Hay quienes afirman que la comida entra primero por los ojos.
Entre los presentes –varios de ellos con más de medio siglo en el oficio, relumbrantes hilos de plata en sus cabezas bajo el sol–, alguien hace circular un ejemplar del diario Independiente. Que dirige otro destacado columnista, ex reportero de la Revista Proceso.
Carlos Ramírez, su nombre.
Reproduce la columna Red Privada, de Buendía. Está fechada el 14 de mayo de 1984, 16 días antes de su artero crimen.
Destacan los cinco primeros párrafos, de casi cuatro cuartillas, espejo involuntario de la necia realidad actual:
“El procurador general de la República y el secretario de la Defensa no deberían ignorar por más tiempo la advertencia que hicieron desde marzo pasado nueve obispos del Pacífico Sur, respecto al significado político que puede tener el incremento del narcotráfico en nuestro país, específicamente en los estados de Chiapas y Oaxaca”.
…
“Los nueve dirigentes eclesiásticos coinciden con lo que saben otros observadores.
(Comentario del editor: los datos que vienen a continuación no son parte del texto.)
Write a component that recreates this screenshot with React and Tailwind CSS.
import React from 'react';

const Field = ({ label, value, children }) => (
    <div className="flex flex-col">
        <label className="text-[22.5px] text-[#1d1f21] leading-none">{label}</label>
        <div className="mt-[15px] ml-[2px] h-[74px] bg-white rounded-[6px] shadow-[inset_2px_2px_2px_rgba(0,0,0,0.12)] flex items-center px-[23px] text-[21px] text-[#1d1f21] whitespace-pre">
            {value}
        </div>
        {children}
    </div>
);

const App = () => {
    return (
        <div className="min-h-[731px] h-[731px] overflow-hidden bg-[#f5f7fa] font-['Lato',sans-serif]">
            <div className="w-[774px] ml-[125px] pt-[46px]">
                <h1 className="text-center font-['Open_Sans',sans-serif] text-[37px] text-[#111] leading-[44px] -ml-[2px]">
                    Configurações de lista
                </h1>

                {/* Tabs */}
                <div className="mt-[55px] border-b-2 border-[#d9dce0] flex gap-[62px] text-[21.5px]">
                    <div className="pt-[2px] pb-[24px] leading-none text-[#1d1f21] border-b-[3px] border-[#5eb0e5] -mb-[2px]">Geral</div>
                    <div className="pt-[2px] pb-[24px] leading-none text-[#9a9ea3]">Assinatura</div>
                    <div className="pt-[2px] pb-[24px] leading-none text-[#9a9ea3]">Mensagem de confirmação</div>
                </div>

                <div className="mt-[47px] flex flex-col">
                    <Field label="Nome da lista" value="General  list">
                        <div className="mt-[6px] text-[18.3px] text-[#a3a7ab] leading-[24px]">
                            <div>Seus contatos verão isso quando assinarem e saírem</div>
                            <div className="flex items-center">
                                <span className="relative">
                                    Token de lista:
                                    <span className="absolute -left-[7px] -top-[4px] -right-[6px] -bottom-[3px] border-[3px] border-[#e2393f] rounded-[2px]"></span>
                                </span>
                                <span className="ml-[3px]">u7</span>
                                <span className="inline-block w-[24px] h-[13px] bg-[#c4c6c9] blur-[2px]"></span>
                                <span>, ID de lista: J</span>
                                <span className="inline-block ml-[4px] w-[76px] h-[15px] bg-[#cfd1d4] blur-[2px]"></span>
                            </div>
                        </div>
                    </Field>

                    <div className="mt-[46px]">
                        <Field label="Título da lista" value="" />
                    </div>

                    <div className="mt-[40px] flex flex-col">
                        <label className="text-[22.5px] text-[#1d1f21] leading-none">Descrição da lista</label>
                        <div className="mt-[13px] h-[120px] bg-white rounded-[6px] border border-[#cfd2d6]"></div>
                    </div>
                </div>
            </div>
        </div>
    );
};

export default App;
Dicen que en este sucio negocio ‘existe la complicidad, directa o indirecta, de altos funcionarios públicos a nivel estatal y federal’”.
“Pero principalmente afirman que con el narcotráfico puede quedar comprometida la imagen de México en el exterior, ‘si como país damos cabida a mafias internacionales, que van a terminar por inmiscuirse en nuestros asuntos patrios’”
“Esto, el peligro de una ‘interferencia extranjera’, es subrayado por los obispos, que no hacen más que recoger las preocupaciones de los sectores sociales: ‘tenemos el temor, no infundado, de que en México llegue a suceder lo que en otros países hermanos, donde estas redes de narcotraficantes han llegado a tener influencia política decisiva”.
Ocurre que 38 años después hay quienes osan calificar de narcoEstado a la llamada Cuarta Transformación que encabeza el presidente López Obrador.
Con su lema de “abrazos no balazos” tiene un romance angelicalmente endemoniado con la delincuencia organizada.
Tiene simpatía por el narco, parafraseando una canción de los Rollings Stones.
Y, sí, es réquiem, martirologio, por los llamados “escribidores.